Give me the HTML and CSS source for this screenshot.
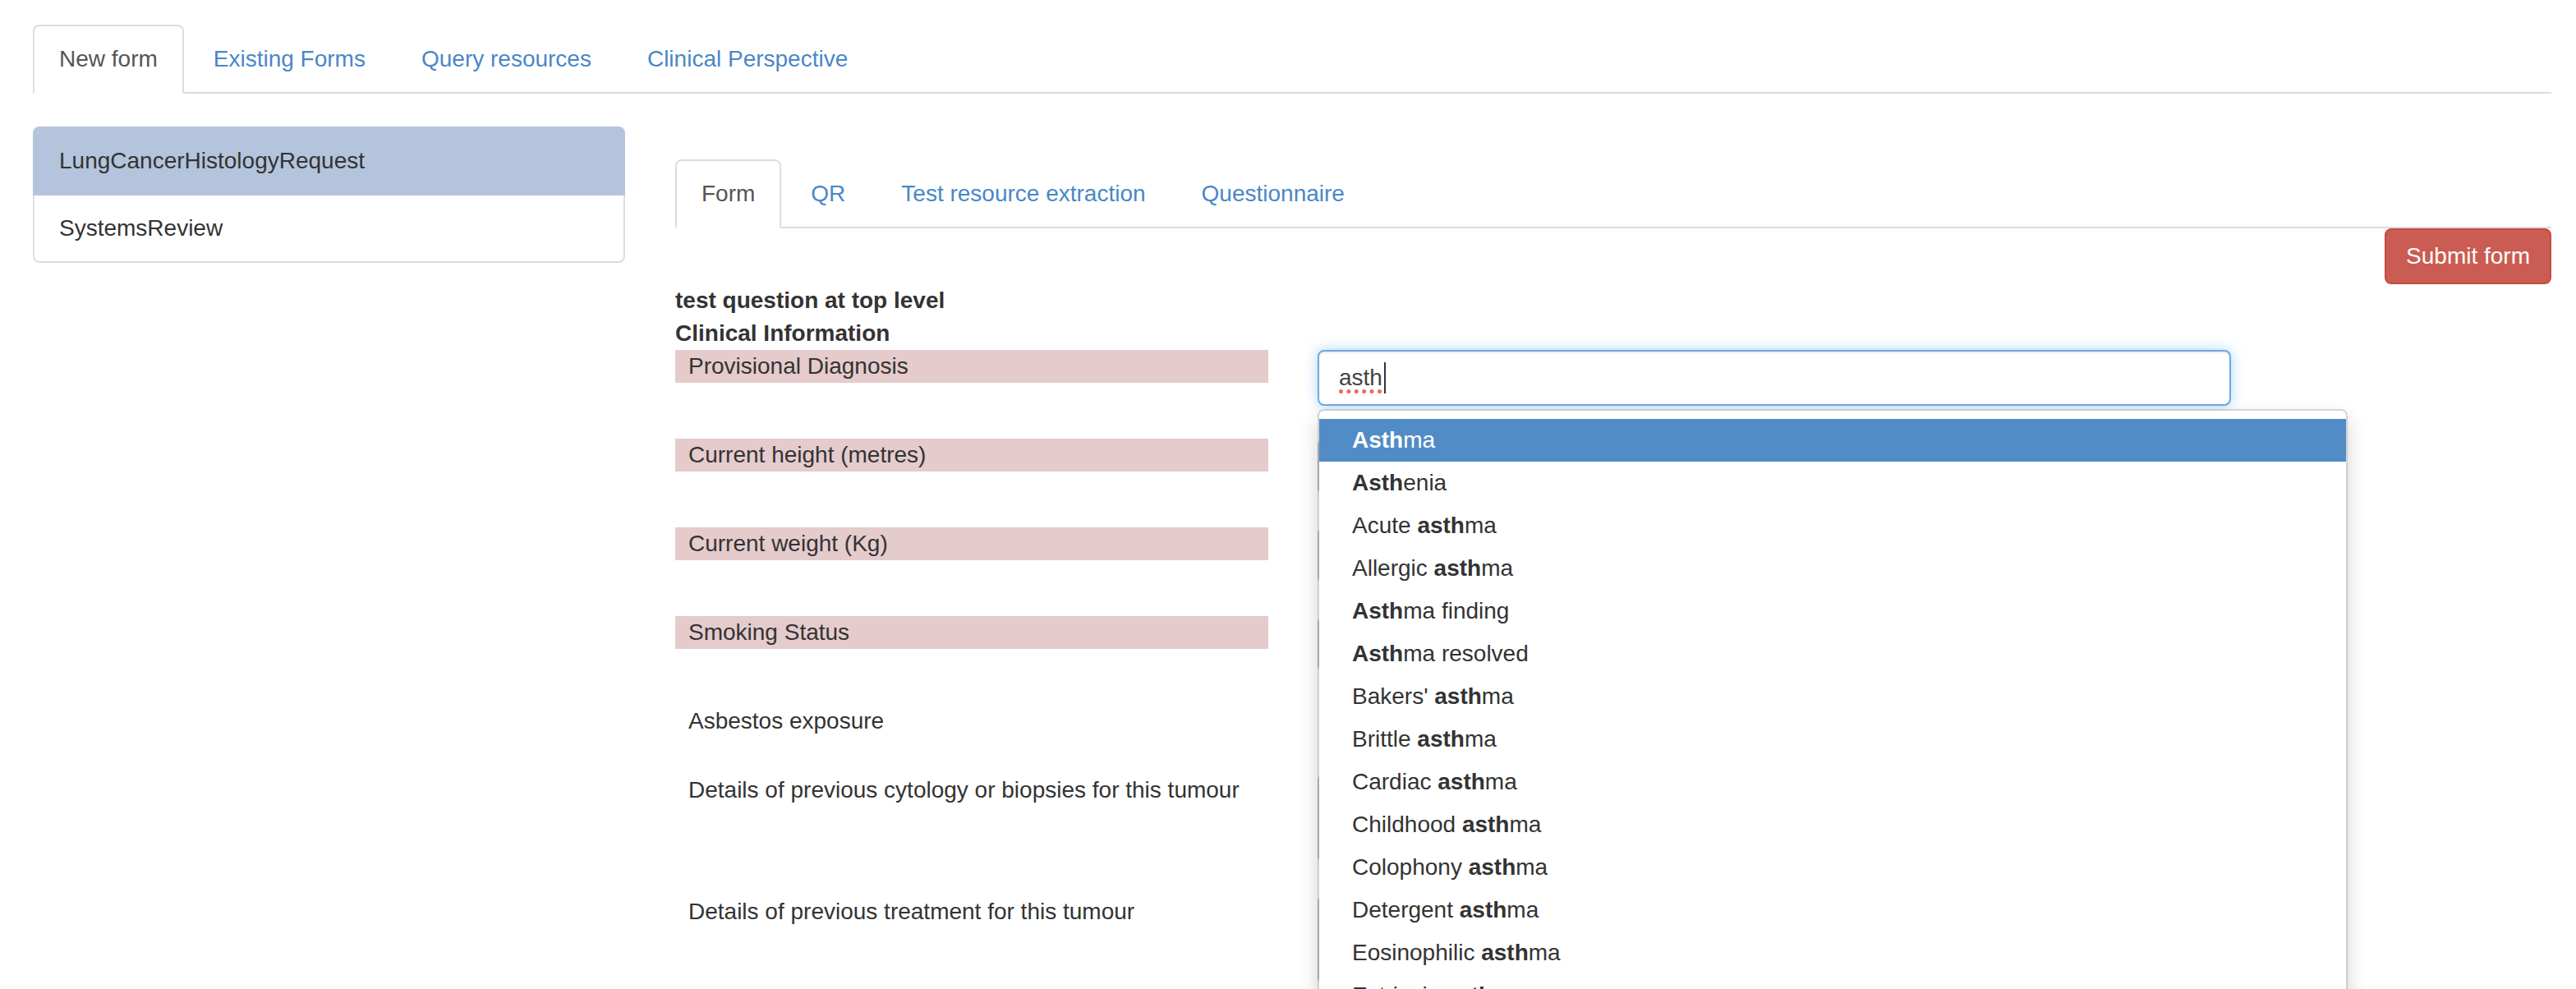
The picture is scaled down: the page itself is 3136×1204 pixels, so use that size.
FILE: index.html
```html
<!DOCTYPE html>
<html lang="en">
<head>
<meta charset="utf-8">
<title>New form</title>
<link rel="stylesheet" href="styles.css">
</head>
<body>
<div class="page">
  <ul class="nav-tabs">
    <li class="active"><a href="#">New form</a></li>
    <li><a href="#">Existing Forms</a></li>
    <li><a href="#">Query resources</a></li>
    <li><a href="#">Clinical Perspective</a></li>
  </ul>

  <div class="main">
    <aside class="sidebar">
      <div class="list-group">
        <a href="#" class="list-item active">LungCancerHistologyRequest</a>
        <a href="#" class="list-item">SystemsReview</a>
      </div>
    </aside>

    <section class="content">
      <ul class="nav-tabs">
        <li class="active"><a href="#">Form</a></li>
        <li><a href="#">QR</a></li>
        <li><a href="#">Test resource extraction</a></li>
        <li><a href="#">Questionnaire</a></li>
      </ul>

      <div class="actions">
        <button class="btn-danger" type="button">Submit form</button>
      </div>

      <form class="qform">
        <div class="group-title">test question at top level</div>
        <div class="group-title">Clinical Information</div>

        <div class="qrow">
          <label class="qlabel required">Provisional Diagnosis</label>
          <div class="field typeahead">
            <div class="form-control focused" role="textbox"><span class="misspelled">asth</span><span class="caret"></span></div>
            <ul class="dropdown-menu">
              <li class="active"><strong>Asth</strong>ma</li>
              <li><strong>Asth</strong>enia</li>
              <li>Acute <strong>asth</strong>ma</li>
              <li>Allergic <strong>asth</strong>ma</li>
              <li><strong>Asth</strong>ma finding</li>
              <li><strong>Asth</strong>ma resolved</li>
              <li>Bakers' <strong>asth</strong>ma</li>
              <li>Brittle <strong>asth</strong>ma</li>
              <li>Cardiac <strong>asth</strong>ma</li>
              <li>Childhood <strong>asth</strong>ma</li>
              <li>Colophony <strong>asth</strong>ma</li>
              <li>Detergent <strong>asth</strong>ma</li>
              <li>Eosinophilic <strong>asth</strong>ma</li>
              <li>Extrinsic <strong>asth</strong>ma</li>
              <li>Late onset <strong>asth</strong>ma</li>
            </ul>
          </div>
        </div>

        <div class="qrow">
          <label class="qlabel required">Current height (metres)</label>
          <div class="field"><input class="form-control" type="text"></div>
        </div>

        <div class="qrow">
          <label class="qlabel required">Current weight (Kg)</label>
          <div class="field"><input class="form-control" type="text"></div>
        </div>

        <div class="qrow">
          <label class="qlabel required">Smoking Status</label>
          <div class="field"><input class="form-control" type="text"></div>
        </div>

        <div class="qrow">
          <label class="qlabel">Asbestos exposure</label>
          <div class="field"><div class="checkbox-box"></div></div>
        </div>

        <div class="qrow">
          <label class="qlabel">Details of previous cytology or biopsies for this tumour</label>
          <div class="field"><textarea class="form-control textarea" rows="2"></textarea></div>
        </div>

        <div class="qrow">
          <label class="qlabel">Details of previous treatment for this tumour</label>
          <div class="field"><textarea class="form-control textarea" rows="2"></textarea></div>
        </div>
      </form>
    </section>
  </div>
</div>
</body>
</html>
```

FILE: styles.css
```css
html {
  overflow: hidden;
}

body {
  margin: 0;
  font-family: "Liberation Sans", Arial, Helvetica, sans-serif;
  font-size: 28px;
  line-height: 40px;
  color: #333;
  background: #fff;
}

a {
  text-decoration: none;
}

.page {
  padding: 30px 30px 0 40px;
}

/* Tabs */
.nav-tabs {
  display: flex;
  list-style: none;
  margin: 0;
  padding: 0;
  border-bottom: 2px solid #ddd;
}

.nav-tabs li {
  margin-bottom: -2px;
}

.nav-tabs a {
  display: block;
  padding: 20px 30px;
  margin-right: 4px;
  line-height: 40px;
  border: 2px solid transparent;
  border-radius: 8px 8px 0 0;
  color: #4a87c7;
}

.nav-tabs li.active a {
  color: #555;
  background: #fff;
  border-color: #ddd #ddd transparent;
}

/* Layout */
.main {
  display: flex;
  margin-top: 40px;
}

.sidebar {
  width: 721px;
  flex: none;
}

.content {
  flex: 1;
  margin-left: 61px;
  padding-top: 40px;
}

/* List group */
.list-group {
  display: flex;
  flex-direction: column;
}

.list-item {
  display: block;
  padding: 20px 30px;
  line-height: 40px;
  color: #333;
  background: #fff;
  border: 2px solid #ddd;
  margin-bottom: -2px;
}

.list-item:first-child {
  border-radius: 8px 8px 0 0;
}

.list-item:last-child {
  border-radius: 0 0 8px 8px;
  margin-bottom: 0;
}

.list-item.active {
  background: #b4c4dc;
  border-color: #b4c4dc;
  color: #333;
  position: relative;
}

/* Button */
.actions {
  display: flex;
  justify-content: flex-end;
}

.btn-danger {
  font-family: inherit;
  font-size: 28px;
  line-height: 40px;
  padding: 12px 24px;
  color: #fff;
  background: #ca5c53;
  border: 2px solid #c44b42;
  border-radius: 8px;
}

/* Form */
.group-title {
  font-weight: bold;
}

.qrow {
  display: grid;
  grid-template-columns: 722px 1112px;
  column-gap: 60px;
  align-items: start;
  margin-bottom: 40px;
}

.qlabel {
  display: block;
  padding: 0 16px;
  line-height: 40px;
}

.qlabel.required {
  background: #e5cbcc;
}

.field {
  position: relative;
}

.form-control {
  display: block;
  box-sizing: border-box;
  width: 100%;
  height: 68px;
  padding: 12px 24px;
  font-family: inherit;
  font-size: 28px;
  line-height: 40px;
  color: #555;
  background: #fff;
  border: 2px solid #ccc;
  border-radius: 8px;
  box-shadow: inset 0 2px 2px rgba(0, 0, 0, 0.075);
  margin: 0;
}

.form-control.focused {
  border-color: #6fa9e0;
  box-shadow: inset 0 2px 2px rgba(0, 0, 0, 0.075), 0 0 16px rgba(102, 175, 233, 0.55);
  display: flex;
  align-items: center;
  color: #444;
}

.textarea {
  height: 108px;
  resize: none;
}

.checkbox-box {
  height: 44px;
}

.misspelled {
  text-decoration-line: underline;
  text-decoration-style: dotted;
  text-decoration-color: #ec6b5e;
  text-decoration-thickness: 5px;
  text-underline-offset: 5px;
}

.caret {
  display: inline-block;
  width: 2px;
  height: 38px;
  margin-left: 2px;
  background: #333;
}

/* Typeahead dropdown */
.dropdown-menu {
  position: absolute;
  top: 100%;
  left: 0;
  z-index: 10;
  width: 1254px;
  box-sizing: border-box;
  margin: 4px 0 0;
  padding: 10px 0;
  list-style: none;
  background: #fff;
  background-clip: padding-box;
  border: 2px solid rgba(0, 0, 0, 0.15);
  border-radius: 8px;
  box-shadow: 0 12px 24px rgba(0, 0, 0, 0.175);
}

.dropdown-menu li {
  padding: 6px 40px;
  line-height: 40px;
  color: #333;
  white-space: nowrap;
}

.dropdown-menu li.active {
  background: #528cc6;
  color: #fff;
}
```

━━━━━━━━

■ **EXERCISE BRIEF**:
Give all the lines above again, character for character, without pictures.

■ **CORRECT OUTPUT**:
Give me the HTML and CSS source for this screenshot.
The picture is scaled down: the page itself is 3136×1204 pixels, so use that size.
FILE: index.html
```html
<!DOCTYPE html>
<html lang="en">
<head>
<meta charset="utf-8">
<title>New form</title>
<link rel="stylesheet" href="styles.css">
</head>
<body>
<div class="page">
  <ul class="nav-tabs">
    <li class="active"><a href="#">New form</a></li>
    <li><a href="#">Existing Forms</a></li>
    <li><a href="#">Query resources</a></li>
    <li><a href="#">Clinical Perspective</a></li>
  </ul>

  <div class="main">
    <aside class="sidebar">
      <div class="list-group">
        <a href="#" class="list-item active">LungCancerHistologyRequest</a>
        <a href="#" class="list-item">SystemsReview</a>
      </div>
    </aside>

    <section class="content">
      <ul class="nav-tabs">
        <li class="active"><a href="#">Form</a></li>
        <li><a href="#">QR</a></li>
        <li><a href="#">Test resource extraction</a></li>
        <li><a href="#">Questionnaire</a></li>
      </ul>

      <div class="actions">
        <button class="btn-danger" type="button">Submit form</button>
      </div>

      <form class="qform">
        <div class="group-title">test question at top level</div>
        <div class="group-title">Clinical Information</div>

        <div class="qrow">
          <label class="qlabel required">Provisional Diagnosis</label>
          <div class="field typeahead">
            <div class="form-control focused" role="textbox"><span class="misspelled">asth</span><span class="caret"></span></div>
            <ul class="dropdown-menu">
              <li class="active"><strong>Asth</strong>ma</li>
              <li><strong>Asth</strong>enia</li>
              <li>Acute <strong>asth</strong>ma</li>
              <li>Allergic <strong>asth</strong>ma</li>
              <li><strong>Asth</strong>ma finding</li>
              <li><strong>Asth</strong>ma resolved</li>
              <li>Bakers' <strong>asth</strong>ma</li>
              <li>Brittle <strong>asth</strong>ma</li>
              <li>Cardiac <strong>asth</strong>ma</li>
              <li>Childhood <strong>asth</strong>ma</li>
              <li>Colophony <strong>asth</strong>ma</li>
              <li>Detergent <strong>asth</strong>ma</li>
              <li>Eosinophilic <strong>asth</strong>ma</li>
              <li>Extrinsic <strong>asth</strong>ma</li>
              <li>Late onset <strong>asth</strong>ma</li>
            </ul>
          </div>
        </div>

        <div class="qrow">
          <label class="qlabel required">Current height (metres)</label>
          <div class="field"><input class="form-control" type="text"></div>
        </div>

        <div class="qrow">
          <label class="qlabel required">Current weight (Kg)</label>
          <div class="field"><input class="form-control" type="text"></div>
        </div>

        <div class="qrow">
          <label class="qlabel required">Smoking Status</label>
          <div class="field"><input class="form-control" type="text"></div>
        </div>

        <div class="qrow">
          <label class="qlabel">Asbestos exposure</label>
          <div class="field"><div class="checkbox-box"></div></div>
        </div>

        <div class="qrow">
          <label class="qlabel">Details of previous cytology or biopsies for this tumour</label>
          <div class="field"><textarea class="form-control textarea" rows="2"></textarea></div>
        </div>

        <div class="qrow">
          <label class="qlabel">Details of previous treatment for this tumour</label>
          <div class="field"><textarea class="form-control textarea" rows="2"></textarea></div>
        </div>
      </form>
    </section>
  </div>
</div>
</body>
</html>
```

FILE: styles.css
```css
html {
  overflow: hidden;
}

body {
  margin: 0;
  font-family: "Liberation Sans", Arial, Helvetica, sans-serif;
  font-size: 28px;
  line-height: 40px;
  color: #333;
  background: #fff;
}

a {
  text-decoration: none;
}

.page {
  padding: 30px 30px 0 40px;
}

/* Tabs */
.nav-tabs {
  display: flex;
  list-style: none;
  margin: 0;
  padding: 0;
  border-bottom: 2px solid #ddd;
}

.nav-tabs li {
  margin-bottom: -2px;
}

.nav-tabs a {
  display: block;
  padding: 20px 30px;
  margin-right: 4px;
  line-height: 40px;
  border: 2px solid transparent;
  border-radius: 8px 8px 0 0;
  color: #4a87c7;
}

.nav-tabs li.active a {
  color: #555;
  background: #fff;
  border-color: #ddd #ddd transparent;
}

/* Layout */
.main {
  display: flex;
  margin-top: 40px;
}

.sidebar {
  width: 721px;
  flex: none;
}

.content {
  flex: 1;
  margin-left: 61px;
  padding-top: 40px;
}

/* List group */
.list-group {
  display: flex;
  flex-direction: column;
}

.list-item {
  display: block;
  padding: 20px 30px;
  line-height: 40px;
  color: #333;
  background: #fff;
  border: 2px solid #ddd;
  margin-bottom: -2px;
}

.list-item:first-child {
  border-radius: 8px 8px 0 0;
}

.list-item:last-child {
  border-radius: 0 0 8px 8px;
  margin-bottom: 0;
}

.list-item.active {
  background: #b4c4dc;
  border-color: #b4c4dc;
  color: #333;
  position: relative;
}

/* Button */
.actions {
  display: flex;
  justify-content: flex-end;
}

.btn-danger {
  font-family: inherit;
  font-size: 28px;
  line-height: 40px;
  padding: 12px 24px;
  color: #fff;
  background: #ca5c53;
  border: 2px solid #c44b42;
  border-radius: 8px;
}

/* Form */
.group-title {
  font-weight: bold;
}

.qrow {
  display: grid;
  grid-template-columns: 722px 1112px;
  column-gap: 60px;
  align-items: start;
  margin-bottom: 40px;
}

.qlabel {
  display: block;
  padding: 0 16px;
  line-height: 40px;
}

.qlabel.required {
  background: #e5cbcc;
}

.field {
  position: relative;
}

.form-control {
  display: block;
  box-sizing: border-box;
  width: 100%;
  height: 68px;
  padding: 12px 24px;
  font-family: inherit;
  font-size: 28px;
  line-height: 40px;
  color: #555;
  background: #fff;
  border: 2px solid #ccc;
  border-radius: 8px;
  box-shadow: inset 0 2px 2px rgba(0, 0, 0, 0.075);
  margin: 0;
}

.form-control.focused {
  border-color: #6fa9e0;
  box-shadow: inset 0 2px 2px rgba(0, 0, 0, 0.075), 0 0 16px rgba(102, 175, 233, 0.55);
  display: flex;
  align-items: center;
  color: #444;
}

.textarea {
  height: 108px;
  resize: none;
}

.checkbox-box {
  height: 44px;
}

.misspelled {
  text-decoration-line: underline;
  text-decoration-style: dotted;
  text-decoration-color: #ec6b5e;
  text-decoration-thickness: 5px;
  text-underline-offset: 5px;
}

.caret {
  display: inline-block;
  width: 2px;
  height: 38px;
  margin-left: 2px;
  background: #333;
}

/* Typeahead dropdown */
.dropdown-menu {
  position: absolute;
  top: 100%;
  left: 0;
  z-index: 10;
  width: 1254px;
  box-sizing: border-box;
  margin: 4px 0 0;
  padding: 10px 0;
  list-style: none;
  background: #fff;
  background-clip: padding-box;
  border: 2px solid rgba(0, 0, 0, 0.15);
  border-radius: 8px;
  box-shadow: 0 12px 24px rgba(0, 0, 0, 0.175);
}

.dropdown-menu li {
  padding: 6px 40px;
  line-height: 40px;
  color: #333;
  white-space: nowrap;
}

.dropdown-menu li.active {
  background: #528cc6;
  color: #fff;
}
```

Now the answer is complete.